--- Start of Data lines ---
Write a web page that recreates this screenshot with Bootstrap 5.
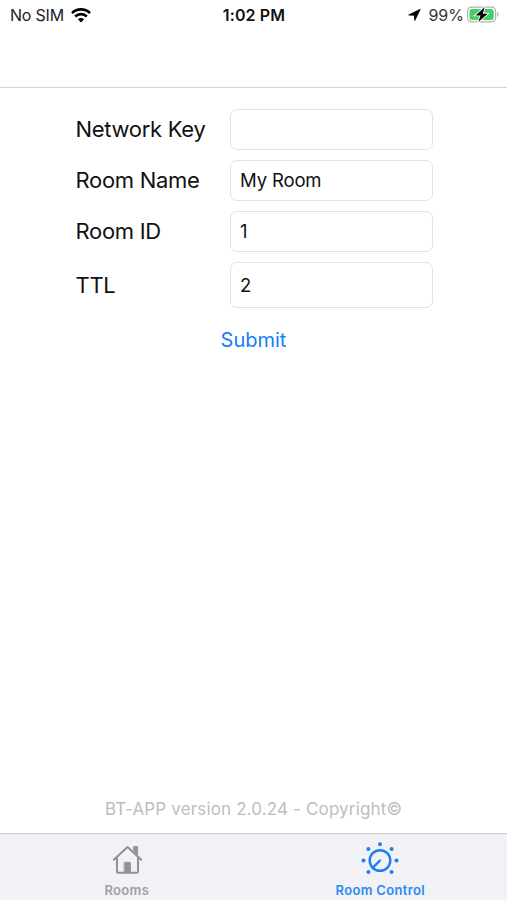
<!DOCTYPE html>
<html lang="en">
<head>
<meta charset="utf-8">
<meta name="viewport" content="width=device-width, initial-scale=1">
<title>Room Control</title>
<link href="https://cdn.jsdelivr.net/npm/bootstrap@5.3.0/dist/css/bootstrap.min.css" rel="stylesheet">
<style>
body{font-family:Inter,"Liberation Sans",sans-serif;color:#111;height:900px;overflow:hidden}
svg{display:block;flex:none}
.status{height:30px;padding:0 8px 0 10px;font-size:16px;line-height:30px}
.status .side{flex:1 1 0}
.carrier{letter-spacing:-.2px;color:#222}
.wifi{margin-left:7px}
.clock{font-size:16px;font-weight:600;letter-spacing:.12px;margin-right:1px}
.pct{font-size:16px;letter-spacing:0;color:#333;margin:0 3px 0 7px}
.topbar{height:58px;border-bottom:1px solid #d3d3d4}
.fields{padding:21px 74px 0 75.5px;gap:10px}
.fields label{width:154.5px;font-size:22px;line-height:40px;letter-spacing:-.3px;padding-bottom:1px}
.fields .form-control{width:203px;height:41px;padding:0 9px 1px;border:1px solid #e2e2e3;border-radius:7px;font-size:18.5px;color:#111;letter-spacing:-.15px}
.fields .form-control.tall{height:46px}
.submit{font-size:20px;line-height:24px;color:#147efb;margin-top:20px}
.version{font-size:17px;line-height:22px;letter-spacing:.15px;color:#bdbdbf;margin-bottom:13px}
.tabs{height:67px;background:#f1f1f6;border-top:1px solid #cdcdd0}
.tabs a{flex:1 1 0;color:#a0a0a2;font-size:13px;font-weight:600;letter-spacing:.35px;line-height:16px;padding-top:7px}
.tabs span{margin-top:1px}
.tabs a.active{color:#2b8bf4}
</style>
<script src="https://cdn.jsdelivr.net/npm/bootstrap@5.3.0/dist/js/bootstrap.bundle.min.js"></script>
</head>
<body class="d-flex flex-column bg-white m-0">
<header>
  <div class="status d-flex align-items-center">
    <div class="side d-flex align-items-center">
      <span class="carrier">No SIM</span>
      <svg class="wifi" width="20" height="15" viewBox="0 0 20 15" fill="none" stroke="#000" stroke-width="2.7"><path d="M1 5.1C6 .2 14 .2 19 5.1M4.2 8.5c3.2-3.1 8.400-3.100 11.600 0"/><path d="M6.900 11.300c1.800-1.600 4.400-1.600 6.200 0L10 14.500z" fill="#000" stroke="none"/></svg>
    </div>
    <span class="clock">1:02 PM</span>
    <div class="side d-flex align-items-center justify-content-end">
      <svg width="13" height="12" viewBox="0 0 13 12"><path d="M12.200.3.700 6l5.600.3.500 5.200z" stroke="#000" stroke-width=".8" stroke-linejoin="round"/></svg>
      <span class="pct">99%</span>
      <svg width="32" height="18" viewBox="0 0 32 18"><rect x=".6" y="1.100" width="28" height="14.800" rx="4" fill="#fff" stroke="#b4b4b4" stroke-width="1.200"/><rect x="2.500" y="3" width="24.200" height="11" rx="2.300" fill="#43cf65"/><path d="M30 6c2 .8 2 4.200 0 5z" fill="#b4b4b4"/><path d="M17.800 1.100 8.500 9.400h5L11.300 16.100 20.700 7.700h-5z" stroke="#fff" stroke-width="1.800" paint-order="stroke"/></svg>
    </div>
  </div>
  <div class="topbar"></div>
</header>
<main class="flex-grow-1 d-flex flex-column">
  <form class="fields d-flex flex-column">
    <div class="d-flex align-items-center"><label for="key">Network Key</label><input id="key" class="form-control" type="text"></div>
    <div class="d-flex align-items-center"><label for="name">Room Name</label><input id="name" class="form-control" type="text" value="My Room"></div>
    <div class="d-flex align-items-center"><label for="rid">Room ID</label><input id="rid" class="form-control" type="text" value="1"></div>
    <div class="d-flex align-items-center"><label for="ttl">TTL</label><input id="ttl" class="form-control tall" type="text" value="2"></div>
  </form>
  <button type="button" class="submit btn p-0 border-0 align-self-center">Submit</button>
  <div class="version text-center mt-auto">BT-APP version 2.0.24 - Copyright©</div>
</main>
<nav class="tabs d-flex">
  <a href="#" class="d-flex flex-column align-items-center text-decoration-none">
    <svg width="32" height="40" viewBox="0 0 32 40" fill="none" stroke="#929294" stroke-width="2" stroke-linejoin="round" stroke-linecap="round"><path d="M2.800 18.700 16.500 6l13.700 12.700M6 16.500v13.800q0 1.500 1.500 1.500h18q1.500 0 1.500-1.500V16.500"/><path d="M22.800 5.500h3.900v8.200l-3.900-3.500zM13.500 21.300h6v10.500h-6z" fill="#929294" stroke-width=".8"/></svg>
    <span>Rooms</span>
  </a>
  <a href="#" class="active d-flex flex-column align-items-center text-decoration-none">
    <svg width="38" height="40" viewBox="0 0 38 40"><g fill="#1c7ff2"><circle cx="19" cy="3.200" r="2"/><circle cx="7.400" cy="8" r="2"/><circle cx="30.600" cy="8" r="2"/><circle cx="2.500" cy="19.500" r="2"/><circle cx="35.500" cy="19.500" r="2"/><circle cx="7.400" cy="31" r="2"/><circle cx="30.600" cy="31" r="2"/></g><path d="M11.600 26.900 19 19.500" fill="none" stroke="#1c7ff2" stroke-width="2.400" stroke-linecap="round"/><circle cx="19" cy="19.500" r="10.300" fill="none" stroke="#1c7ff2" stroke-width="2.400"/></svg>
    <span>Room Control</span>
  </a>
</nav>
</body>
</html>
--- End of Data lines ---
» Goal of the exercise:
Exclude the pictures, and transcribe all of the material exactly.

» Written solution:
Write a web page that recreates this screenshot with Bootstrap 5.
<!DOCTYPE html>
<html lang="en">
<head>
<meta charset="utf-8">
<meta name="viewport" content="width=device-width, initial-scale=1">
<title>Room Control</title>
<link href="https://cdn.jsdelivr.net/npm/bootstrap@5.3.0/dist/css/bootstrap.min.css" rel="stylesheet">
<style>
body{font-family:Inter,"Liberation Sans",sans-serif;color:#111;height:900px;overflow:hidden}
svg{display:block;flex:none}
.status{height:30px;padding:0 8px 0 10px;font-size:16px;line-height:30px}
.status .side{flex:1 1 0}
.carrier{letter-spacing:-.2px;color:#222}
.wifi{margin-left:7px}
.clock{font-size:16px;font-weight:600;letter-spacing:.12px;margin-right:1px}
.pct{font-size:16px;letter-spacing:0;color:#333;margin:0 3px 0 7px}
.topbar{height:58px;border-bottom:1px solid #d3d3d4}
.fields{padding:21px 74px 0 75.5px;gap:10px}
.fields label{width:154.5px;font-size:22px;line-height:40px;letter-spacing:-.3px;padding-bottom:1px}
.fields .form-control{width:203px;height:41px;padding:0 9px 1px;border:1px solid #e2e2e3;border-radius:7px;font-size:18.5px;color:#111;letter-spacing:-.15px}
.fields .form-control.tall{height:46px}
.submit{font-size:20px;line-height:24px;color:#147efb;margin-top:20px}
.version{font-size:17px;line-height:22px;letter-spacing:.15px;color:#bdbdbf;margin-bottom:13px}
.tabs{height:67px;background:#f1f1f6;border-top:1px solid #cdcdd0}
.tabs a{flex:1 1 0;color:#a0a0a2;font-size:13px;font-weight:600;letter-spacing:.35px;line-height:16px;padding-top:7px}
.tabs span{margin-top:1px}
.tabs a.active{color:#2b8bf4}
</style>
<script src="https://cdn.jsdelivr.net/npm/bootstrap@5.3.0/dist/js/bootstrap.bundle.min.js"></script>
</head>
<body class="d-flex flex-column bg-white m-0">
<header>
  <div class="status d-flex align-items-center">
    <div class="side d-flex align-items-center">
      <span class="carrier">No SIM</span>
      <svg class="wifi" width="20" height="15" viewBox="0 0 20 15" fill="none" stroke="#000" stroke-width="2.7"><path d="M1 5.1C6 .2 14 .2 19 5.1M4.2 8.5c3.2-3.1 8.400-3.100 11.600 0"/><path d="M6.900 11.300c1.800-1.600 4.400-1.600 6.200 0L10 14.500z" fill="#000" stroke="none"/></svg>
    </div>
    <span class="clock">1:02 PM</span>
    <div class="side d-flex align-items-center justify-content-end">
      <svg width="13" height="12" viewBox="0 0 13 12"><path d="M12.200.3.700 6l5.600.3.500 5.200z" stroke="#000" stroke-width=".8" stroke-linejoin="round"/></svg>
      <span class="pct">99%</span>
      <svg width="32" height="18" viewBox="0 0 32 18"><rect x=".6" y="1.100" width="28" height="14.800" rx="4" fill="#fff" stroke="#b4b4b4" stroke-width="1.200"/><rect x="2.500" y="3" width="24.200" height="11" rx="2.300" fill="#43cf65"/><path d="M30 6c2 .8 2 4.200 0 5z" fill="#b4b4b4"/><path d="M17.800 1.100 8.500 9.400h5L11.300 16.100 20.700 7.700h-5z" stroke="#fff" stroke-width="1.800" paint-order="stroke"/></svg>
    </div>
  </div>
  <div class="topbar"></div>
</header>
<main class="flex-grow-1 d-flex flex-column">
  <form class="fields d-flex flex-column">
    <div class="d-flex align-items-center"><label for="key">Network Key</label><input id="key" class="form-control" type="text"></div>
    <div class="d-flex align-items-center"><label for="name">Room Name</label><input id="name" class="form-control" type="text" value="My Room"></div>
    <div class="d-flex align-items-center"><label for="rid">Room ID</label><input id="rid" class="form-control" type="text" value="1"></div>
    <div class="d-flex align-items-center"><label for="ttl">TTL</label><input id="ttl" class="form-control tall" type="text" value="2"></div>
  </form>
  <button type="button" class="submit btn p-0 border-0 align-self-center">Submit</button>
  <div class="version text-center mt-auto">BT-APP version 2.0.24 - Copyright©</div>
</main>
<nav class="tabs d-flex">
  <a href="#" class="d-flex flex-column align-items-center text-decoration-none">
    <svg width="32" height="40" viewBox="0 0 32 40" fill="none" stroke="#929294" stroke-width="2" stroke-linejoin="round" stroke-linecap="round"><path d="M2.800 18.700 16.500 6l13.700 12.700M6 16.500v13.800q0 1.500 1.500 1.500h18q1.500 0 1.500-1.500V16.500"/><path d="M22.800 5.500h3.900v8.200l-3.900-3.500zM13.500 21.300h6v10.500h-6z" fill="#929294" stroke-width=".8"/></svg>
    <span>Rooms</span>
  </a>
  <a href="#" class="active d-flex flex-column align-items-center text-decoration-none">
    <svg width="38" height="40" viewBox="0 0 38 40"><g fill="#1c7ff2"><circle cx="19" cy="3.200" r="2"/><circle cx="7.400" cy="8" r="2"/><circle cx="30.600" cy="8" r="2"/><circle cx="2.500" cy="19.500" r="2"/><circle cx="35.500" cy="19.500" r="2"/><circle cx="7.400" cy="31" r="2"/><circle cx="30.600" cy="31" r="2"/></g><path d="M11.600 26.900 19 19.500" fill="none" stroke="#1c7ff2" stroke-width="2.400" stroke-linecap="round"/><circle cx="19" cy="19.500" r="10.300" fill="none" stroke="#1c7ff2" stroke-width="2.400"/></svg>
    <span>Room Control</span>
  </a>
</nav>
</body>
</html>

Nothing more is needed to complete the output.